## [Directions]
Extract the lines that carry the string "table" from the listing.
::: Dataset extract :::
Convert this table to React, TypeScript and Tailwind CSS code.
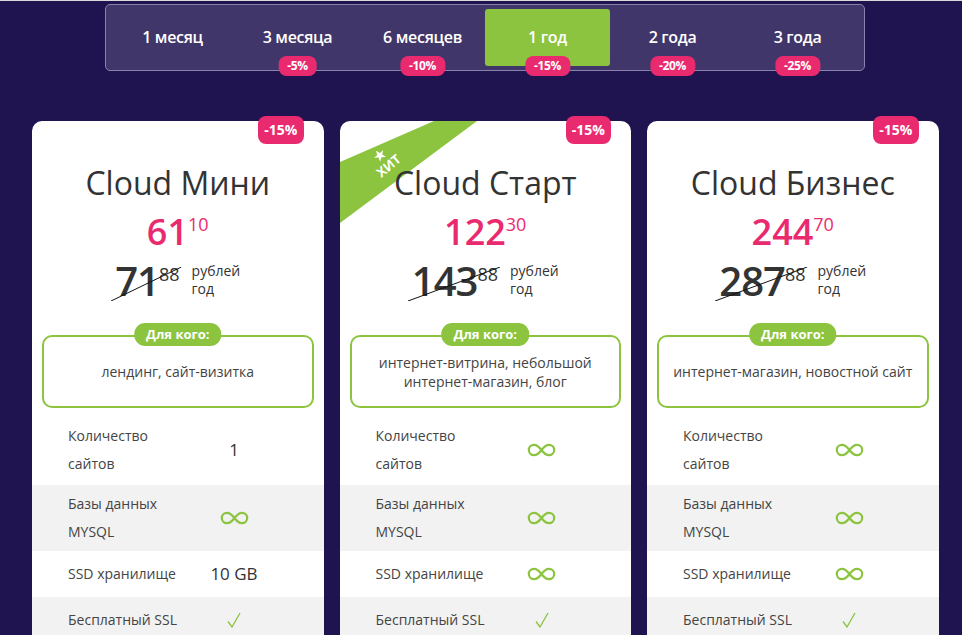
const font = { fontFamily: '"Open Sans", "Noto Sans", sans-serif' };

type Plan = {
  name: string;
  price: string;
  cents: string;
  old: string;
  oldCents: string;
  who: string[];
  sites: string;
  db: string;
  storage: string;
  hit?: boolean;
};

const plans: Plan[] = [
  {
    name: "Cloud Мини",
    price: "61",
    cents: "10",
    old: "71",
    oldCents: "88",
    who: ["лендинг, сайт-визитка"],
    sites: "1",
    db: "inf",
    storage: "10 GB",
  },
  {
    name: "Cloud Старт",
    price: "122",
    cents: "30",
    old: "143",
    oldCents: "88",
    who: ["интернет-витрина, небольшой", "интернет-магазин, блог"],
    sites: "inf",
    db: "inf",
    storage: "inf",
    hit: true,
  },
  {
    name: "Cloud Бизнес",
    price: "244",
    cents: "70",
    old: "287",
    oldCents: "88",
    who: ["интернет-магазин, новостной сайт"],
    sites: "inf",
    db: "inf",
    storage: "inf",
  },
];

const periods = [
  { label: "1 месяц" },
  { label: "3 месяца", badge: "-5%" },
  { label: "6 месяцев", badge: "-10%" },
  { label: "1 год", badge: "-15%", active: true },
  { label: "2 года", badge: "-20%" },
  { label: "3 года", badge: "-25%" },
];

const Infinity = () => (
  <svg width="29" height="14" viewBox="0 0 29 14" fill="none">
    <path
      d="M14.5 7C12 3.5 9.5 1.8 7 1.8a5.2 5.2 0 0 0 0 10.4c2.5 0 5-1.7 7.5-5.2S19.5 1.8 22 1.8a5.2 5.2 0 0 1 0 10.4c-2.5 0-5-1.7-7.5-5.2Z"
      stroke="#8cc43f"
      strokeWidth="2.2"
    />
  </svg>
);

const Check = () => (
  <svg width="14" height="16" viewBox="0 0 14 16" fill="none">
    <path d="M1 9.5 5 15 13 1" stroke="#8cc43f" strokeWidth="1.3" />
  </svg>
);

const Value = ({ v }: { v: string }) =>
  v === "inf" ? (
    <Infinity />
  ) : v === "check" ? (
    <Check />
  ) : (
    <span className="text-[17px] text-[#333]">{v}</span>
  );

const PlanCard = ({ plan }: { plan: Plan }) => {
  const rows = [
    { label: ["Количество", "сайтов"], value: plan.sites, h: "h-[70px]", bg: "bg-white" },
    { label: ["Базы данных", "MYSQL"], value: plan.db, h: "h-[66px]", bg: "bg-[#f2f2f2]" },
    { label: ["SSD хранилище"], value: plan.storage, h: "h-[46px]", bg: "bg-white" },
    { label: ["Бесплатный SSL"], value: "check", h: "h-[46px]", bg: "bg-[#f2f2f2]" },
  ];

  return (
    <div className="relative w-[291.5px] rounded-[10px] bg-white pb-2">
      {plan.hit && (
        <div className="absolute left-0 top-0 h-[110px] w-[140px] overflow-hidden rounded-tl-[10px]">
          <svg width="140" height="110" className="absolute left-0 top-0">
            <polygon points="0,41 94,0 137,0 0,102" fill="#8cc43f" />
          </svg>
          <div className="absolute left-[31px] top-[26px] flex -rotate-[40deg] flex-col items-center">
            <svg width="13" height="13" viewBox="0 0 24 24">
              <polygon
                points="12,1 15,9 23,9 16.5,14 19,22 12,17 5,22 7.5,14 1,9 9,9"
                fill="#fff"
              />
            </svg>
            <span className="text-[13px] font-bold leading-[15px] text-white">ХИТ</span>
          </div>
        </div>
      )}

      <div className="absolute -top-[5px] right-[20px] rounded-[8px] bg-[#ea2a6f] px-[6px] text-[14px] font-bold leading-[28px] text-white">
        -15%
      </div>

      <h2 className="relative mt-[42px] text-center text-[32px] leading-[40px] text-[#333]">
        {plan.name}
      </h2>

      <div className="mt-[9px] flex justify-center text-[#ea2a6f]">
        <span className="text-[36px] font-semibold leading-[40px]">{plan.price}</span>
        <span className="mt-[3px] text-[18px] leading-[18px]">{plan.cents}</span>
      </div>

      <div className="mt-[9px] flex justify-center text-[#333]">
        <div className="relative flex">
          <span className="text-[40px] font-semibold leading-[40px] tracking-[-1px]">{plan.old}</span>
          <span className="mt-[4px] text-[18px] leading-[18px]">{plan.oldCents}</span>
          <svg
            className="absolute -left-[4px] top-[6px] h-[34px] w-[calc(100%+6px)]"
            viewBox="0 0 100 100"
            preserveAspectRatio="none"
          >
            <line x1="0" y1="100" x2="100" y2="0" stroke="#111" strokeWidth="1" vectorEffect="non-scaling-stroke" />
          </svg>
        </div>
        <div className="ml-[12px] mt-[1px] text-[14px] leading-[18px]">
          <div>рублей</div>
          <div>год</div>
        </div>
      </div>

      <div className="relative mx-[10px] mt-[34px] flex h-[73px] flex-col items-center justify-center rounded-[10px] border-2 border-[#8cc43f] text-center text-[14px] leading-[19px] text-[#444]">
        <div className="absolute -top-[14px] left-1/2 -translate-x-1/2 whitespace-nowrap rounded-[11px] bg-[#8cc43f] px-[12px] text-[13px] font-bold leading-[23px] text-white">
          Для кого:
        </div>
        {plan.who.map((line) => (
          <div key={line}>{line}</div>
        ))}
      </div>

      <div className="mt-[7px]">
        {rows.map((row, index) => (
          <div key={index} className={`flex items-center ${row.h} ${row.bg}`}>
            <div className="w-[170px] pl-[36px] text-[14px] leading-[28px] text-[#444]">
              {row.label.map((l) => (
                <div key={l}>{l}</div>
              ))}
            </div>
            <div className="flex w-[64px] justify-center">
              <Value v={row.value} />
            </div>
          </div>
        ))}
      </div>
    </div>
  );
};

export default function App() {
  return (
    <div className="min-h-screen bg-[#1f1350]" style={font}>
      <div className="h-px bg-[#d9d9d9]" />
      <div className="ml-[105px] mt-[3px] w-[760px] rounded-[5px] border border-[#8a82ad] bg-[#413669] p-[4px]">
        <div className="grid grid-cols-6">
          {periods.map((p) => (
            <div
              key={p.label}
              className={`relative flex h-[57px] items-center justify-center rounded-[3px] text-[16px] font-semibold tracking-[-0.3px] text-white ${
                p.active ? "bg-[#8cc43f]" : ""
              }`}
            >
              <span className="-mt-[1px]">{p.label}</span>
              {p.badge && (
                <span className="absolute -bottom-[10px] left-1/2 -translate-x-1/2 rounded-[8px] bg-[#ea2a6f] px-[9px] text-[12px] font-bold leading-[20px] tracking-[-0.3px] text-white">
                  {p.badge}
                </span>
              )}
            </div>
          ))}
        </div>
      </div>

      <div className="ml-[32px] mt-[50px] flex gap-[16px]">
        {plans.map((plan) => (
          <PlanCard key={plan.name} plan={plan} />
        ))}
      </div>
    </div>
  );
}
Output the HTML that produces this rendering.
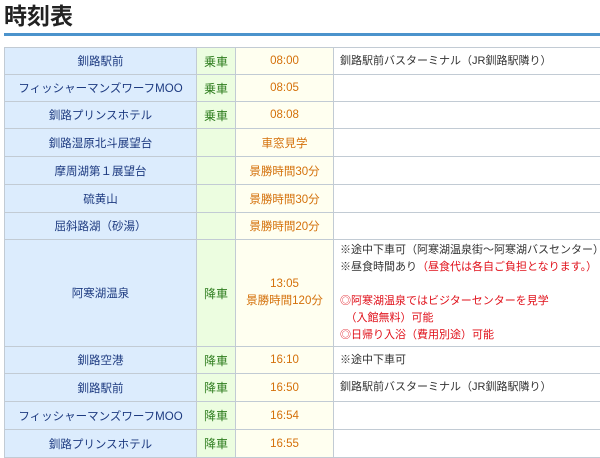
<!DOCTYPE html>
<html><head><meta charset="utf-8"><style>
body{margin:0;background:#fff;width:600px;height:456px;overflow:hidden;font-family:"Liberation Sans","Noto Sans CJK JP",sans-serif;}
h1{position:absolute;left:4px;top:1px;margin:0;font-size:23px;line-height:30px;font-weight:bold;color:#222;}
.line{position:absolute;left:4px;top:33px;width:596px;height:3px;background:#4b93cc;}
table{position:absolute;left:4px;top:47px;border-collapse:collapse;width:620px;font-size:11.5px;}
td{border:1px solid #c2cbd4;height:26px;padding:0;}
td.a{width:191px;background:#dcecfd;color:#1d3a80;text-align:center;}
td.b{width:38px;background:#ecfde0;color:#2e7d1e;text-align:center;font-size:12px;}
td.c{width:97px;background:#fffff0;color:#d4700a;text-align:center;}
td.d{background:#fff;color:#333;padding-left:6px;line-height:17px;font-size:11px;white-space:nowrap;}
.r{color:#e0101a}
</style></head><body>
<h1>時刻表</h1><div class="line"></div>
<table>
<tr><td class="a">釧路駅前</td><td class="b">乗車</td><td class="c">08:00</td><td class="d">釧路駅前バスターミナル（JR釧路駅隣り）</td></tr>
<tr><td class="a">フィッシャーマンズワーフMOO</td><td class="b">乗車</td><td class="c">08:05</td><td class="d"></td></tr>
<tr><td class="a">釧路プリンスホテル</td><td class="b">乗車</td><td class="c">08:08</td><td class="d"></td></tr>
<tr><td class="a" style="height:27px">釧路湿原北斗展望台</td><td class="b"></td><td class="c">車窓見学</td><td class="d"></td></tr>
<tr><td class="a" style="height:27px">摩周湖第１展望台</td><td class="b"></td><td class="c">景勝時間30分</td><td class="d"></td></tr>
<tr><td class="a" style="height:27px">硫黄山</td><td class="b"></td><td class="c">景勝時間30分</td><td class="d"></td></tr>
<tr><td class="a">屈斜路湖（砂湯）</td><td class="b"></td><td class="c">景勝時間20分</td><td class="d"></td></tr>
<tr><td class="a" style="height:106px">阿寒湖温泉</td><td class="b">降車</td><td class="c" style="line-height:17px">13:05<br>景勝時間120分</td><td class="d">※途中下車可（阿寒湖温泉街～阿寒湖バスセンター）<br>※昼食時間あり<span class="r">（昼食代は各自ご負担となります。）</span><br><br><span class="r">◎阿寒湖温泉ではビジターセンターを見学<br>　（入館無料）可能<br>◎日帰り入浴（費用別途）可能</span></td></tr>
<tr><td class="a">釧路空港</td><td class="b">降車</td><td class="c">16:10</td><td class="d">※途中下車可</td></tr>
<tr><td class="a" style="height:27px">釧路駅前</td><td class="b">降車</td><td class="c">16:50</td><td class="d">釧路駅前バスターミナル（JR釧路駅隣り）</td></tr>
<tr><td class="a" style="height:27px">フィッシャーマンズワーフMOO</td><td class="b">降車</td><td class="c">16:54</td><td class="d"></td></tr>
<tr><td class="a" style="height:27px">釧路プリンスホテル</td><td class="b">降車</td><td class="c">16:55</td><td class="d"></td></tr>
</table>
</body></html>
:::
## [The result]
Convert this table to React, TypeScript and Tailwind CSS code.
table{position:absolute;left:4px;top:47px;border-collapse:collapse;width:620px;font-size:11.5px;}
<table>
</table>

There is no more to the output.